Brussels should use the fact that the Lisbon treaty unblocked the EU reform agenda and allowed Brussels to concentrate on building an EU-centered European order that would guarantee the co-existence of the EU’s post-modern empire and the post-imperial Russia – without damaging the interests of third countries. The transformation of the Contact Group on Kosovo, consisting of six countries (the US, Russia, France, the UK, Germany, and Italy) into the Troika Process (consisting of the US, Russia and the EU) is the model for such a re-institutionalisation of Europe.
Creating institutional incentives for the EU’s unity would help Europe overcome the structural contradiction of the European project. The transformation of the OSCE into a political forum where EU member states will be individually represented by the EU, for example, could be such an institutional innovation that can block Moscow’s effort to split the union. If Russia’s strategy aims to erode the union by focusing on bilateral relations with selected member states, Brussels’ priority should be to institutionalise the union as Russia’s negotiating partner.

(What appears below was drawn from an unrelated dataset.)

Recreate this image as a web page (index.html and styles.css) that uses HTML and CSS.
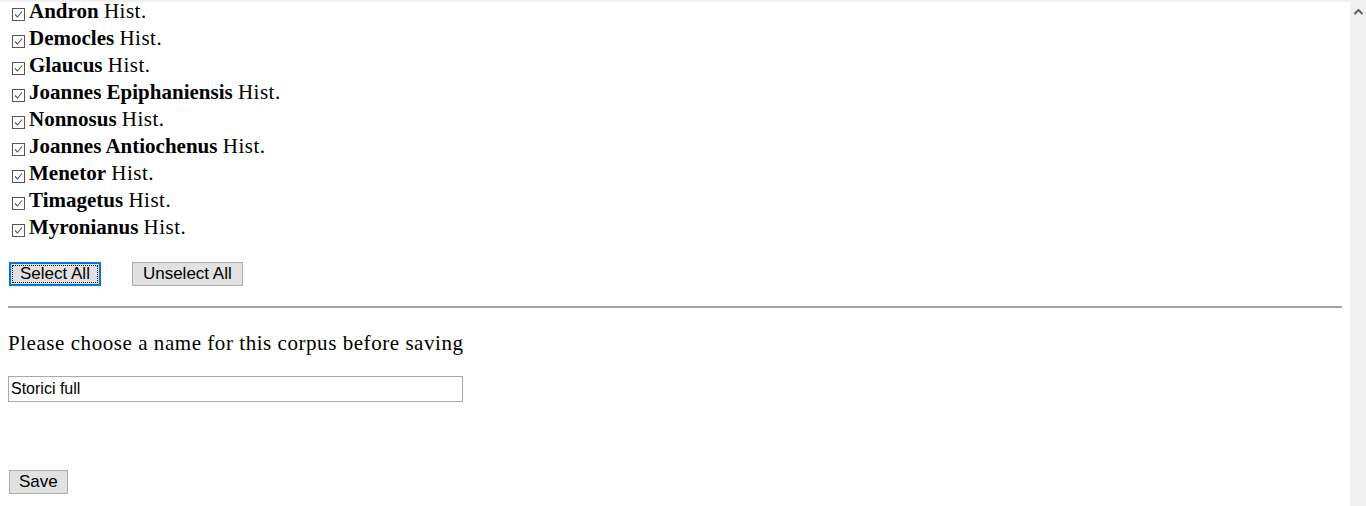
FILE: index.html
```html
<!DOCTYPE html>
<html lang="en">
<head>
  <meta charset="UTF-8">
  <meta name="viewport" content="width=device-width, initial-scale=1.0">
  <title>Corpus</title>
  <link rel="stylesheet" href="styles.css">
</head>
<body>
  <div class="page">
    <div class="content">
      <ul class="authors">
        <li><span class="box"><svg width="13" height="13" viewBox="0 0 13 13"><rect x="0.5" y="0.5" width="12" height="12" fill="#fff" stroke="#555"/><path d="M3 6.5 L5.5 9 L10 3.5" fill="none" stroke="#555" stroke-width="1.1"/></svg></span><b>Andron</b> <span class="hist">Hist.</span></li>
        <li><span class="box"><svg width="13" height="13" viewBox="0 0 13 13"><rect x="0.5" y="0.5" width="12" height="12" fill="#fff" stroke="#555"/><path d="M3 6.5 L5.5 9 L10 3.5" fill="none" stroke="#555" stroke-width="1.1"/></svg></span><b>Democles</b> <span class="hist">Hist.</span></li>
        <li><span class="box"><svg width="13" height="13" viewBox="0 0 13 13"><rect x="0.5" y="0.5" width="12" height="12" fill="#fff" stroke="#555"/><path d="M3 6.5 L5.5 9 L10 3.5" fill="none" stroke="#555" stroke-width="1.1"/></svg></span><b>Glaucus</b> <span class="hist">Hist.</span></li>
        <li><span class="box"><svg width="13" height="13" viewBox="0 0 13 13"><rect x="0.5" y="0.5" width="12" height="12" fill="#fff" stroke="#555"/><path d="M3 6.5 L5.5 9 L10 3.5" fill="none" stroke="#555" stroke-width="1.1"/></svg></span><b>Joannes Epiphaniensis</b> <span class="hist">Hist.</span></li>
        <li><span class="box"><svg width="13" height="13" viewBox="0 0 13 13"><rect x="0.5" y="0.5" width="12" height="12" fill="#fff" stroke="#555"/><path d="M3 6.5 L5.5 9 L10 3.5" fill="none" stroke="#555" stroke-width="1.1"/></svg></span><b>Nonnosus</b> <span class="hist">Hist.</span></li>
        <li><span class="box"><svg width="13" height="13" viewBox="0 0 13 13"><rect x="0.5" y="0.5" width="12" height="12" fill="#fff" stroke="#555"/><path d="M3 6.5 L5.5 9 L10 3.5" fill="none" stroke="#555" stroke-width="1.1"/></svg></span><b>Joannes Antiochenus</b> <span class="hist">Hist.</span></li>
        <li><span class="box"><svg width="13" height="13" viewBox="0 0 13 13"><rect x="0.5" y="0.5" width="12" height="12" fill="#fff" stroke="#555"/><path d="M3 6.5 L5.5 9 L10 3.5" fill="none" stroke="#555" stroke-width="1.1"/></svg></span><b>Menetor</b> <span class="hist">Hist.</span></li>
        <li><span class="box"><svg width="13" height="13" viewBox="0 0 13 13"><rect x="0.5" y="0.5" width="12" height="12" fill="#fff" stroke="#555"/><path d="M3 6.5 L5.5 9 L10 3.5" fill="none" stroke="#555" stroke-width="1.1"/></svg></span><b>Timagetus</b> <span class="hist">Hist.</span></li>
        <li><span class="box"><svg width="13" height="13" viewBox="0 0 13 13"><rect x="0.5" y="0.5" width="12" height="12" fill="#fff" stroke="#555"/><path d="M3 6.5 L5.5 9 L10 3.5" fill="none" stroke="#555" stroke-width="1.1"/></svg></span><b>Myronianus</b> <span class="hist">Hist.</span></li>
      </ul>

      <div class="actions">
        <button class="btn focused">Select All</button>
        <button class="btn">Unselect All</button>
      </div>

      <hr>

      <p class="prompt">Please choose a name for this corpus before saving</p>
      <input class="name" type="text" value="Storici full">

      <div class="save-row">
        <button class="btn">Save</button>
      </div>
    </div>

    <div class="scrollbar">
      <svg width="9" height="6" viewBox="0 0 9 6"><path d="M0.5 5 L4.5 1 L8.5 5" fill="none" stroke="#606060" stroke-width="2"/></svg>
    </div>
  </div>
</body>
</html>
```

FILE: styles.css
```css
body {
  margin: 0;
  background-color: #fff;
  color: #000;
  font-family: "Liberation Serif", serif;
  overflow: hidden;
}

.page {
  display: flex;
  height: 506px;
}

.content {
  flex: 1;
  padding: 0 8px;
  border-top: 2px solid #f0f0f0;
  overflow: hidden;
}

.scrollbar {
  width: 16px;
  background-color: #f0f0f0;
  display: flex;
  justify-content: center;
  padding-top: 9px;
  box-sizing: border-box;
}

.authors {
  list-style: none;
  margin: -4px 0 0 0;
  padding: 0;
  font-size: 21px;
  line-height: 27px;
}

.authors li {
  white-space: nowrap;
}

.hist {
  letter-spacing: 0.5px;
}

.box {
  display: inline-block;
  width: 13px;
  height: 13px;
  margin: 0 4px 0 4px;
  vertical-align: -3px;
}

.box svg {
  display: block;
}

.actions {
  margin-top: 21px;
  display: flex;
  gap: 30px;
}

.btn {
  font-family: "Liberation Sans", Arial, sans-serif;
  font-size: 17px;
  background-color: #e1e1e1;
  border: 1px solid #adadad;
  padding: 0 10px;
  margin-left: 1px;
  color: #000;
  height: 24px;
  line-height: 20px;
}

.btn.focused {
  border: 2px solid #0078d7;
  outline: 1px dotted #000;
  outline-offset: -4px;
  padding: 0 9px;
}

hr {
  margin: 20px 0 0 0;
  border: none;
  border-top: 2px solid #a0a0a0;
}

.prompt {
  font-size: 21px;
  letter-spacing: 0.55px;
  margin: 21px 0 0 0;
  line-height: 28px;
}

.name {
  display: block;
  margin-top: 19px;
  width: 455px;
  height: 26px;
  box-sizing: border-box;
  border: 1px solid #a9a9a9;
  padding: 0 2px;
  font-family: "Liberation Sans", Arial, sans-serif;
  font-size: 16px;
  color: #000;
}

.save-row {
  margin-top: 68px;
}

.save-row .btn {
  padding: 0 9px;
}
```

We need a new European order that will not only allow for the co-existence of a post-modern EU and a post-imperial Russia, but will allow for a co-existence based on the principles of the Council of Europe. The EU and the US cannot pretend anymore that they have the legitimacy or the capacity to transform Russia into a liberal democracy in the coming decade. But the EU should not allow Russia to send it into a benevolent irrelevance.